AIM OF THE TASK: Please output every line of the material as it stands, without the pictures.

--- Begin ---

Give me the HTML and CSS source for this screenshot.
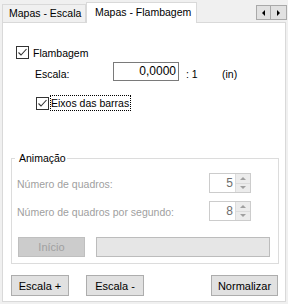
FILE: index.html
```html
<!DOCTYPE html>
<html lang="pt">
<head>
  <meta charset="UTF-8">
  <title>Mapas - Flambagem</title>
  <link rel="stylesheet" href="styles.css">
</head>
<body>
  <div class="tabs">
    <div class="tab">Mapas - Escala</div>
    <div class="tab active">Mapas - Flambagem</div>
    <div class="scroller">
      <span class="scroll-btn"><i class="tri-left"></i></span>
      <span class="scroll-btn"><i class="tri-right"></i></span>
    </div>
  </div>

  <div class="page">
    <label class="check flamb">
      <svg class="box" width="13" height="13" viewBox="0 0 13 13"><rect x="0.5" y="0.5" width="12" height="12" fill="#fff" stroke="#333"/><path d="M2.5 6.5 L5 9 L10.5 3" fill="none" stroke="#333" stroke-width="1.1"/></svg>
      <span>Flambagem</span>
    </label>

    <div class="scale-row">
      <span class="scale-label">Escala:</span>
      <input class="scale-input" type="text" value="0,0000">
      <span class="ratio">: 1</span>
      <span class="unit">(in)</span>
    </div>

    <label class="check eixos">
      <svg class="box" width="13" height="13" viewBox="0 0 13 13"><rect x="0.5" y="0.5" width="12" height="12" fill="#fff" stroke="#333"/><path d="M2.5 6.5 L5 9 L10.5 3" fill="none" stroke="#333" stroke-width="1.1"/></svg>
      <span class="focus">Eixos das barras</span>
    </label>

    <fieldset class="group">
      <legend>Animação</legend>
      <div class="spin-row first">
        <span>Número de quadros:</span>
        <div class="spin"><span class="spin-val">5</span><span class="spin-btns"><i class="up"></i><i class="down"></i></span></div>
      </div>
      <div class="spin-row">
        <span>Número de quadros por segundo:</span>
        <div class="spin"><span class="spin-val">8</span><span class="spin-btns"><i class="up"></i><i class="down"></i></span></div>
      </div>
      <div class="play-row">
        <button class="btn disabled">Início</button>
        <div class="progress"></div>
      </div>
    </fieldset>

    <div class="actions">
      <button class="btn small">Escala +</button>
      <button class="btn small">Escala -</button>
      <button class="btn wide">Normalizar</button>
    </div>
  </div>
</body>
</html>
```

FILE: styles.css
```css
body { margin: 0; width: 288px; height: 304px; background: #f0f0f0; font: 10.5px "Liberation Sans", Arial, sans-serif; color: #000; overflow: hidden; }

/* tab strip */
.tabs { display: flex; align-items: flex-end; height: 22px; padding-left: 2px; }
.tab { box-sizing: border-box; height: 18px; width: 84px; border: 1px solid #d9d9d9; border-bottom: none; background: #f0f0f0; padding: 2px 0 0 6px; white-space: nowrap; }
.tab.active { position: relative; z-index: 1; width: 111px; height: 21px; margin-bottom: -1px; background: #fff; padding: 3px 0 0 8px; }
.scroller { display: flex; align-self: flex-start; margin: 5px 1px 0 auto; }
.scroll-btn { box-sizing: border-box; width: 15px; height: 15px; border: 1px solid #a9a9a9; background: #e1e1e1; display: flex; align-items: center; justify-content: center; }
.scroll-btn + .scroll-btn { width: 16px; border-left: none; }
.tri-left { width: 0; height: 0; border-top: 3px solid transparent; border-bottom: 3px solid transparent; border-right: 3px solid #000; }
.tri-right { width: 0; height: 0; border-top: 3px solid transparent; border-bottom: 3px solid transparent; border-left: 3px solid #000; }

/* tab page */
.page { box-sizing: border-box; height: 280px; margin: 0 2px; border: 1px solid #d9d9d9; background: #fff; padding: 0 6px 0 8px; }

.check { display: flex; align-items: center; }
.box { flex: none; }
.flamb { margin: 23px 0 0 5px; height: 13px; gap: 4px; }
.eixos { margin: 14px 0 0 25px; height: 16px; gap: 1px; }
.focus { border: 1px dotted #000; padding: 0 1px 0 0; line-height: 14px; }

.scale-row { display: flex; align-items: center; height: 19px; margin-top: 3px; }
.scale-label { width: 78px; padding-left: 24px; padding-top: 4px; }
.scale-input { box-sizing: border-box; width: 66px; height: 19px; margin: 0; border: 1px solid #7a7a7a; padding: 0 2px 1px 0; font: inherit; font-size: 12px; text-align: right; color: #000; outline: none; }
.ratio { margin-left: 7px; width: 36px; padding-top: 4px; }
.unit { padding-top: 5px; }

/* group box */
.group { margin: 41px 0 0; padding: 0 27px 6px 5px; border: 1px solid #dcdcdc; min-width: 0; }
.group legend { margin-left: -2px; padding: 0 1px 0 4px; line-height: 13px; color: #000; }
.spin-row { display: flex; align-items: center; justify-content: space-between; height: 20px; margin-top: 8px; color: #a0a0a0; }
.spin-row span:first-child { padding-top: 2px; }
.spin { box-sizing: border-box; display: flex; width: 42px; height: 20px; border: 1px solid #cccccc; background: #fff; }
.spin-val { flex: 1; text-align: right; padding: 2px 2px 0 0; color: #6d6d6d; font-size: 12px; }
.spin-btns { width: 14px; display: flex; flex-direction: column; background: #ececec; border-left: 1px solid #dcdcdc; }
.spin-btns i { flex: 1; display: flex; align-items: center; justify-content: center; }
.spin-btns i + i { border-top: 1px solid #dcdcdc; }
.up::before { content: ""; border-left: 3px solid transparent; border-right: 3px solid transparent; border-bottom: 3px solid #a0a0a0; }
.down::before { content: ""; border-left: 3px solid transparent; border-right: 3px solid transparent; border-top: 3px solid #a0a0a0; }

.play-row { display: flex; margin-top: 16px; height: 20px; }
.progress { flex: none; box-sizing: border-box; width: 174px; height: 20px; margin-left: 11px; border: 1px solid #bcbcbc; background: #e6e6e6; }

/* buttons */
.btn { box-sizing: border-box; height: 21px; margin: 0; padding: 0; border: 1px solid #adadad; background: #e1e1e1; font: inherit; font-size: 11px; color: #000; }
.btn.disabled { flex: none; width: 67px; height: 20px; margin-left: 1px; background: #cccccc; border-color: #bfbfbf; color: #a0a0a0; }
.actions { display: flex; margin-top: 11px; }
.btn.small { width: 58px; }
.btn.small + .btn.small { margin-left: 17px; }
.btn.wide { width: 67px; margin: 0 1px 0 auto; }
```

--- End ---

THE RESULT:
Give me the HTML and CSS source for this screenshot.
FILE: index.html
```html
<!DOCTYPE html>
<html lang="pt">
<head>
  <meta charset="UTF-8">
  <title>Mapas - Flambagem</title>
  <link rel="stylesheet" href="styles.css">
</head>
<body>
  <div class="tabs">
    <div class="tab">Mapas - Escala</div>
    <div class="tab active">Mapas - Flambagem</div>
    <div class="scroller">
      <span class="scroll-btn"><i class="tri-left"></i></span>
      <span class="scroll-btn"><i class="tri-right"></i></span>
    </div>
  </div>

  <div class="page">
    <label class="check flamb">
      <svg class="box" width="13" height="13" viewBox="0 0 13 13"><rect x="0.5" y="0.5" width="12" height="12" fill="#fff" stroke="#333"/><path d="M2.5 6.5 L5 9 L10.5 3" fill="none" stroke="#333" stroke-width="1.1"/></svg>
      <span>Flambagem</span>
    </label>

    <div class="scale-row">
      <span class="scale-label">Escala:</span>
      <input class="scale-input" type="text" value="0,0000">
      <span class="ratio">: 1</span>
      <span class="unit">(in)</span>
    </div>

    <label class="check eixos">
      <svg class="box" width="13" height="13" viewBox="0 0 13 13"><rect x="0.5" y="0.5" width="12" height="12" fill="#fff" stroke="#333"/><path d="M2.5 6.5 L5 9 L10.5 3" fill="none" stroke="#333" stroke-width="1.1"/></svg>
      <span class="focus">Eixos das barras</span>
    </label>

    <fieldset class="group">
      <legend>Animação</legend>
      <div class="spin-row first">
        <span>Número de quadros:</span>
        <div class="spin"><span class="spin-val">5</span><span class="spin-btns"><i class="up"></i><i class="down"></i></span></div>
      </div>
      <div class="spin-row">
        <span>Número de quadros por segundo:</span>
        <div class="spin"><span class="spin-val">8</span><span class="spin-btns"><i class="up"></i><i class="down"></i></span></div>
      </div>
      <div class="play-row">
        <button class="btn disabled">Início</button>
        <div class="progress"></div>
      </div>
    </fieldset>

    <div class="actions">
      <button class="btn small">Escala +</button>
      <button class="btn small">Escala -</button>
      <button class="btn wide">Normalizar</button>
    </div>
  </div>
</body>
</html>
```

FILE: styles.css
```css
body { margin: 0; width: 288px; height: 304px; background: #f0f0f0; font: 10.5px "Liberation Sans", Arial, sans-serif; color: #000; overflow: hidden; }

/* tab strip */
.tabs { display: flex; align-items: flex-end; height: 22px; padding-left: 2px; }
.tab { box-sizing: border-box; height: 18px; width: 84px; border: 1px solid #d9d9d9; border-bottom: none; background: #f0f0f0; padding: 2px 0 0 6px; white-space: nowrap; }
.tab.active { position: relative; z-index: 1; width: 111px; height: 21px; margin-bottom: -1px; background: #fff; padding: 3px 0 0 8px; }
.scroller { display: flex; align-self: flex-start; margin: 5px 1px 0 auto; }
.scroll-btn { box-sizing: border-box; width: 15px; height: 15px; border: 1px solid #a9a9a9; background: #e1e1e1; display: flex; align-items: center; justify-content: center; }
.scroll-btn + .scroll-btn { width: 16px; border-left: none; }
.tri-left { width: 0; height: 0; border-top: 3px solid transparent; border-bottom: 3px solid transparent; border-right: 3px solid #000; }
.tri-right { width: 0; height: 0; border-top: 3px solid transparent; border-bottom: 3px solid transparent; border-left: 3px solid #000; }

/* tab page */
.page { box-sizing: border-box; height: 280px; margin: 0 2px; border: 1px solid #d9d9d9; background: #fff; padding: 0 6px 0 8px; }

.check { display: flex; align-items: center; }
.box { flex: none; }
.flamb { margin: 23px 0 0 5px; height: 13px; gap: 4px; }
.eixos { margin: 14px 0 0 25px; height: 16px; gap: 1px; }
.focus { border: 1px dotted #000; padding: 0 1px 0 0; line-height: 14px; }

.scale-row { display: flex; align-items: center; height: 19px; margin-top: 3px; }
.scale-label { width: 78px; padding-left: 24px; padding-top: 4px; }
.scale-input { box-sizing: border-box; width: 66px; height: 19px; margin: 0; border: 1px solid #7a7a7a; padding: 0 2px 1px 0; font: inherit; font-size: 12px; text-align: right; color: #000; outline: none; }
.ratio { margin-left: 7px; width: 36px; padding-top: 4px; }
.unit { padding-top: 5px; }

/* group box */
.group { margin: 41px 0 0; padding: 0 27px 6px 5px; border: 1px solid #dcdcdc; min-width: 0; }
.group legend { margin-left: -2px; padding: 0 1px 0 4px; line-height: 13px; color: #000; }
.spin-row { display: flex; align-items: center; justify-content: space-between; height: 20px; margin-top: 8px; color: #a0a0a0; }
.spin-row span:first-child { padding-top: 2px; }
.spin { box-sizing: border-box; display: flex; width: 42px; height: 20px; border: 1px solid #cccccc; background: #fff; }
.spin-val { flex: 1; text-align: right; padding: 2px 2px 0 0; color: #6d6d6d; font-size: 12px; }
.spin-btns { width: 14px; display: flex; flex-direction: column; background: #ececec; border-left: 1px solid #dcdcdc; }
.spin-btns i { flex: 1; display: flex; align-items: center; justify-content: center; }
.spin-btns i + i { border-top: 1px solid #dcdcdc; }
.up::before { content: ""; border-left: 3px solid transparent; border-right: 3px solid transparent; border-bottom: 3px solid #a0a0a0; }
.down::before { content: ""; border-left: 3px solid transparent; border-right: 3px solid transparent; border-top: 3px solid #a0a0a0; }

.play-row { display: flex; margin-top: 16px; height: 20px; }
.progress { flex: none; box-sizing: border-box; width: 174px; height: 20px; margin-left: 11px; border: 1px solid #bcbcbc; background: #e6e6e6; }

/* buttons */
.btn { box-sizing: border-box; height: 21px; margin: 0; padding: 0; border: 1px solid #adadad; background: #e1e1e1; font: inherit; font-size: 11px; color: #000; }
.btn.disabled { flex: none; width: 67px; height: 20px; margin-left: 1px; background: #cccccc; border-color: #bfbfbf; color: #a0a0a0; }
.actions { display: flex; margin-top: 11px; }
.btn.small { width: 58px; }
.btn.small + .btn.small { margin-left: 17px; }
.btn.wide { width: 67px; margin: 0 1px 0 auto; }
```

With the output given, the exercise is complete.